Will he remember that I spent over an hour mixing, baking, frosting and decorating strawberry cupcakes in heart-shaped tins for his first day?
Will he remember that I spent 6 hours and went through two print cartridges trying to print a picture of he and daddy and one of he and mommy to go into his lunch box, just in case he gets insecure or sad?
Will he remember that he only wore his sneakers on Mondays all summer and that his feet were dirty all day every day AND had grown two and a half (from a 12 1/2 to a 2) sizes?
Will he remember that the night before school started I sat in the driveway trying to inflate the tires on his bike, that we had his favorite, pancakes, for dinner or that I got choked up reading The Kissing Hand again?

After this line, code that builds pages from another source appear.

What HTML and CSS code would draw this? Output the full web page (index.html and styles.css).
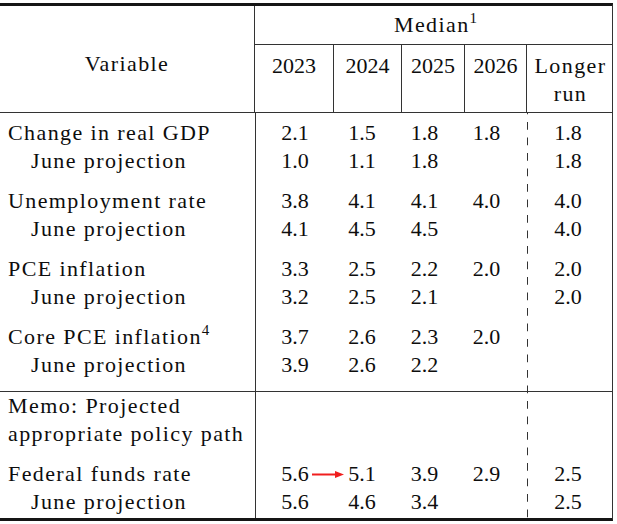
FILE: index.html
```html
<!DOCTYPE html>
<html lang="en">
<head>
<meta charset="utf-8">
<title>Economic projections</title>
<link rel="stylesheet" href="styles.css">
</head>
<body>
<div class="table">
  <div class="head">
    <div class="var-cell"><span class="label">Variable</span></div>
    <div class="median">
      <div class="median-title"><span class="label">Median</span><sup class="sup">1</sup></div>
      <div class="years">
        <div class="year y1">2023</div>
        <div class="year y2">2024</div>
        <div class="year y3">2025</div>
        <div class="year y4">2026</div>
        <div class="year y5"><span class="label">Longer</span><br><span class="label">run</span></div>
      </div>
    </div>
  </div>
  <div class="body">
    <div class="section main">
      <div class="row">
        <div class="lab">Change in real GDP</div>
        <div class="num">2.1</div><div class="num">1.5</div><div class="num">1.8</div><div class="num">1.8</div><div class="sp"></div><div class="num lr">1.8</div>
      </div>
      <div class="row">
        <div class="lab sub">June projection</div>
        <div class="num">1.0</div><div class="num">1.1</div><div class="num">1.8</div><div class="num"></div><div class="sp"></div><div class="num lr">1.8</div>
      </div>
      <div class="row first">
        <div class="lab">Unemployment rate</div>
        <div class="num">3.8</div><div class="num">4.1</div><div class="num">4.1</div><div class="num">4.0</div><div class="sp"></div><div class="num lr">4.0</div>
      </div>
      <div class="row">
        <div class="lab sub">June projection</div>
        <div class="num">4.1</div><div class="num">4.5</div><div class="num">4.5</div><div class="num"></div><div class="sp"></div><div class="num lr">4.0</div>
      </div>
      <div class="row first">
        <div class="lab">PCE inflation</div>
        <div class="num">3.3</div><div class="num">2.5</div><div class="num">2.2</div><div class="num">2.0</div><div class="sp"></div><div class="num lr">2.0</div>
      </div>
      <div class="row">
        <div class="lab sub">June projection</div>
        <div class="num">3.2</div><div class="num">2.5</div><div class="num">2.1</div><div class="num"></div><div class="sp"></div><div class="num lr">2.0</div>
      </div>
      <div class="row first">
        <div class="lab">Core PCE inflation<sup class="sup">4</sup></div>
        <div class="num">3.7</div><div class="num">2.6</div><div class="num">2.3</div><div class="num">2.0</div><div class="sp"></div><div class="num lr"></div>
      </div>
      <div class="row">
        <div class="lab sub">June projection</div>
        <div class="num">3.9</div><div class="num">2.6</div><div class="num">2.2</div><div class="num"></div><div class="sp"></div><div class="num lr"></div>
      </div>
    </div>
    <div class="section memo">
      <div class="row">
        <div class="lab">Memo: Projected</div>
        <div class="num"></div><div class="num"></div><div class="num"></div><div class="num"></div><div class="sp"></div><div class="num lr"></div>
      </div>
      <div class="row">
        <div class="lab">appropriate policy path</div>
        <div class="num"></div><div class="num"></div><div class="num"></div><div class="num"></div><div class="sp"></div><div class="num lr"></div>
      </div>
      <div class="row first">
        <div class="lab">Federal funds rate</div>
        <div class="num arrow-from">5.6<svg class="arrow" width="32" height="9" viewBox="0 0 32 9"><line x1="0" y1="4.5" x2="24" y2="4.5" stroke="#f01e1e" stroke-width="2"/><polygon points="23,1 32,4.5 23,8" fill="#f01e1e"/></svg></div>
        <div class="num">5.1</div><div class="num">3.9</div><div class="num">2.9</div><div class="sp"></div><div class="num lr">2.5</div>
      </div>
      <div class="row">
        <div class="lab sub">June projection</div>
        <div class="num">5.6</div><div class="num">4.6</div><div class="num">3.4</div><div class="num"></div><div class="sp"></div><div class="num lr">2.5</div>
      </div>
    </div>
  </div>
</div>
</body>
</html>
```
FILE: styles.css
```css
html, body {
  margin: 0;
  padding: 0;
  background: #ffffff;
}

body {
  font-family: "Liberation Serif", "Times New Roman", serif;
  font-size: 22px;
  color: #0d0d0d;
}

.table {
  width: 613px;
  margin-top: 3px;
  border-top: 3px solid #151515;
  border-bottom: 3px solid #151515;
  border-right: 1px solid #333;
  box-sizing: border-box;
}

.label, .lab {
  letter-spacing: 1.4px;
}

.sup {
  font-size: 15px;
  letter-spacing: 0;
  vertical-align: 9px;
  line-height: 0;
}

/* Header */
.head {
  display: flex;
  border-bottom: 1px solid #333;
}

.var-cell {
  width: 255px;
  border-right: 1px solid #333;
  text-align: center;
  line-height: 28px;
  padding-top: 44px;
  box-sizing: border-box;
}

.median {
  flex: 1;
  display: flex;
  flex-direction: column;
}

.median-title {
  height: 38px;
  line-height: 38px;
  text-align: center;
  border-bottom: 1px solid #333;
  padding-left: 4px;
}

.years {
  display: flex;
  height: 67px;
}

.year {
  text-align: center;
  line-height: 28px;
  padding-top: 7px;
  border-right: 1px solid #333;
}

.y1 { width: 78px; }
.y2 { width: 67px; }
.y3 { width: 62px; }
.y4 { width: 61px; }
.y5 { flex: 1; border-right: none; padding-left: 2px; }

/* Body */
.body {
  background-image:
    linear-gradient(#333, #333),
    linear-gradient(to bottom, #333 0, #333 8px, transparent 8px, transparent 15.5px);
  background-size: 1px 100%, 1px 15.5px;
  background-position: 255px 0, 527px 9px;
  background-repeat: no-repeat, repeat-y;
}

.section.main {
  padding-top: 6px;
  padding-bottom: 12px;
}

.section.memo {
  border-top: 1px solid #333;
  padding-bottom: 2px;
}

.row {
  display: grid;
  grid-template-columns: 256px 78px 56px 69px 55px 14px 84px;
  line-height: 28px;
}

.row.first > * {
  padding-top: 12px;
}

.lab {
  padding-left: 8px;
  white-space: nowrap;
}

.lab.sub {
  padding-left: 31px;
}

.num {
  text-align: center;
}

.num.lr {
  padding-right: 4px;
}

.arrow-from {
  position: relative;
}

.arrow {
  position: absolute;
  left: 56px;
  bottom: 9px;
}
```
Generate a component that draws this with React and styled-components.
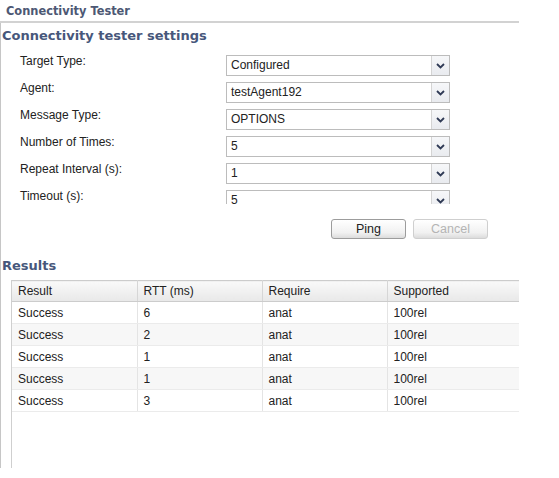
import styled, { createGlobalStyle } from "styled-components";

const Global = createGlobalStyle`
  body {
    margin: 0;
    background: #ffffff;
    font-family: "Liberation Sans", Arial, sans-serif;
    font-size: 12px;
    color: #222;
  }
`;

const settings = [
  { label: "Target Type:", value: "Configured" },
  { label: "Agent:", value: "testAgent192" },
  { label: "Message Type:", value: "OPTIONS" },
  { label: "Number of Times:", value: "5" },
  { label: "Repeat Interval (s):", value: "1" },
  { label: "Timeout (s):", value: "5" },
];

const results = [
  ["Success", "6", "anat", "100rel"],
  ["Success", "2", "anat", "100rel"],
  ["Success", "1", "anat", "100rel"],
  ["Success", "1", "anat", "100rel"],
  ["Success", "3", "anat", "100rel"],
];

const columns = ["Result", "RTT (ms)", "Require", "Supported"];

function Chevron() {
  return (
    <svg width="9" height="6" viewBox="0 0 9 6">
      <path d="M1 1 L4.5 4.5 L8 1" fill="none" stroke="#2f3a55" strokeWidth="1.8" />
    </svg>
  );
}

export default function App() {
  return (
    <Page>
      <Global />
      <TitleBar>Connectivity Tester</TitleBar>
      <Body>
        <SectionTitle top={4} height={27}>
          Connectivity tester settings
        </SectionTitle>
        <Form>
          {settings.map((s) => (
            <Row key={s.label}>
              <Label>{s.label}</Label>
              <Select>
                <SelectText>{s.value}</SelectText>
                <ArrowBox>
                  <Chevron />
                </ArrowBox>
              </Select>
            </Row>
          ))}
        </Form>
        <ButtonBar>
          <Button>Ping</Button>
          <Button disabled>Cancel</Button>
        </ButtonBar>
        <SectionTitle top={18} height={41}>
          Results
        </SectionTitle>
        <TableWrap>
          <Table>
            <thead>
              <tr>
                {columns.map((c, i) => (
                  <Th key={c} last={i === 3}>
                    {c}
                  </Th>
                ))}
              </tr>
            </thead>
            <tbody>
              {results.map((r, i) => (
                <Tr key={i} striped={i % 2 === 1}>
                  {r.map((v, j) => (
                    <Td key={j} last={j === 3}>
                      {v}
                    </Td>
                  ))}
                </Tr>
              ))}
            </tbody>
          </Table>
        </TableWrap>
      </Body>
    </Page>
  );
}

const Page = styled.div`
  width: 519px;
  display: flex;
  flex-direction: column;
`;

const TitleBar = styled.div`
  height: 21px;
  line-height: 23px;
  padding-left: 6px;
  border-bottom: 2px solid #d2d2d2;
  font-family: "DejaVu Sans", sans-serif;
  font-weight: bold;
  font-size: 11.4px;
  color: #4d5874;
`;

const Body = styled.div`
  height: 445px;
  border-left: 1px solid #c6c6c6;
  display: flex;
  flex-direction: column;
`;

const SectionTitle = styled.div`
  box-sizing: border-box;
  height: ${(p) => p.height}px;
  padding-top: ${(p) => p.top}px;
  padding-left: 1px;
  line-height: 18px;
  font-family: "DejaVu Sans", sans-serif;
  font-weight: bold;
  font-size: 13px;
  color: #47577b;
`;

const Form = styled.div`
  height: 154px;
  overflow: hidden;
`;

const Row = styled.div`
  height: 27px;
  display: grid;
  grid-template-columns: 225px 224px;
  align-items: start;
`;

const Label = styled.div`
  padding-left: 19px;
  padding-top: 4px;
  line-height: 14px;
  color: #222;
`;

const Select = styled.div`
  margin-top: 5px;
  height: 21px;
  box-sizing: border-box;
  border: 1px solid #bcbcbc;
  background: #ffffff;
  display: flex;
  align-items: stretch;
`;

const SelectText = styled.div`
  flex: 1;
  padding-left: 4px;
  line-height: 19px;
  color: #222;
`;

const ArrowBox = styled.div`
  width: 17px;
  border-left: 1px solid #d4d4d4;
  background: linear-gradient(#f6f7f9, #e9ebef);
  display: flex;
  align-items: center;
  justify-content: center;
`;

const ButtonBar = styled.div`
  display: flex;
  justify-content: flex-end;
  gap: 7px;
  padding-right: 31px;
  margin-top: 15px;
`;

const Button = styled.button`
  width: 75px;
  height: 20px;
  padding: 0;
  border: 1px solid ${(p) => (p.disabled ? "#cfcfcf" : "#9c9c9c")};
  border-radius: 3px;
  background: linear-gradient(#ffffff 0%, #f1f1f1 70%, #dcdcdc 100%);
  font-family: "Liberation Sans", Arial, sans-serif;
  font-size: 12.5px;
  color: ${(p) => (p.disabled ? "#b4b4b4" : "#222")};
`;

const TableWrap = styled.div`
  flex: 1;
  margin-left: 10px;
  border-left: 1px solid #cfcfcf;
`;

const Table = styled.table`
  width: 507px;
  border-collapse: collapse;
  table-layout: fixed;
`;

const Th = styled.th`
  width: ${(p) => (p.last ? "132px" : "125px")};
  height: 21px;
  box-sizing: border-box;
  padding: 0 0 0 6px;
  text-align: left;
  font-weight: normal;
  color: #222;
  background: linear-gradient(#f9f9f9, #e8e8e8);
  border-top: 1px solid #cccccc;
  border-bottom: 1px solid #cccccc;
  border-right: ${(p) => (p.last ? "none" : "1px solid #d6d6d6")};
`;

const Tr = styled.tr`
  background: ${(p) => (p.striped ? "#f7f7f7" : "#ffffff")};
`;

const Td = styled.td`
  height: 22px;
  box-sizing: border-box;
  padding: 0 0 0 6px;
  border-bottom: 1px solid #ebebeb;
  border-right: ${(p) => (p.last ? "none" : "1px solid #e4e4e4")};
  color: #222;
`;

Will he remember that I was the one that trimmed his hair using the clippers?
Will he remember that we didn't really get to go school shopping because we really don't have the money?
Will he be strong enough to not be influenced by A-Rod, his tablemate, but instead help A-Rod to be a kinder, gentler kind of soul like he is?
Will he remember that he rides the "brown" bus, that we live on Blankshore Drive and, if they can't reach me, they can call Grammy and Papa and they'll be there in a flash too?
Will he remember that it took all of my willpower not to follow the bus all the way to school?
Will he remember that I panicked at the thought of oversleeping or sleeping through the alarm clock and he'd miss said bus and/or be late for his most exciting day?
Will he remember that we sat together in the green recliner and watched Charlotte's Web on HBO only up to the point where she writes "Some Pig" in the web because I wanted him in bed early?
Will he remember that Grammy Honda called him and told him she hopes he has just the best time at school?
Will he remember the giggle fit he had in Walmart yesterday and how the woman passing by us told me to foster that and never squelch it, as if I ever have?
Will he remember what it was like to be home with me all day every day, just the two of us?
Will I?
Will I be replaced by kids named Dylan or Jacob?
Will I miss him so terribly that I drive by school several times throughout the day hoping to catch a glimpse of him at recess?
Will I ever be able to convince people that I'm not nearly this neurotic, that I have friends and a life and stuff but this, this THING called school has me frozen with sadness?
Will my credibility ever recover from confessing this all for the world to see?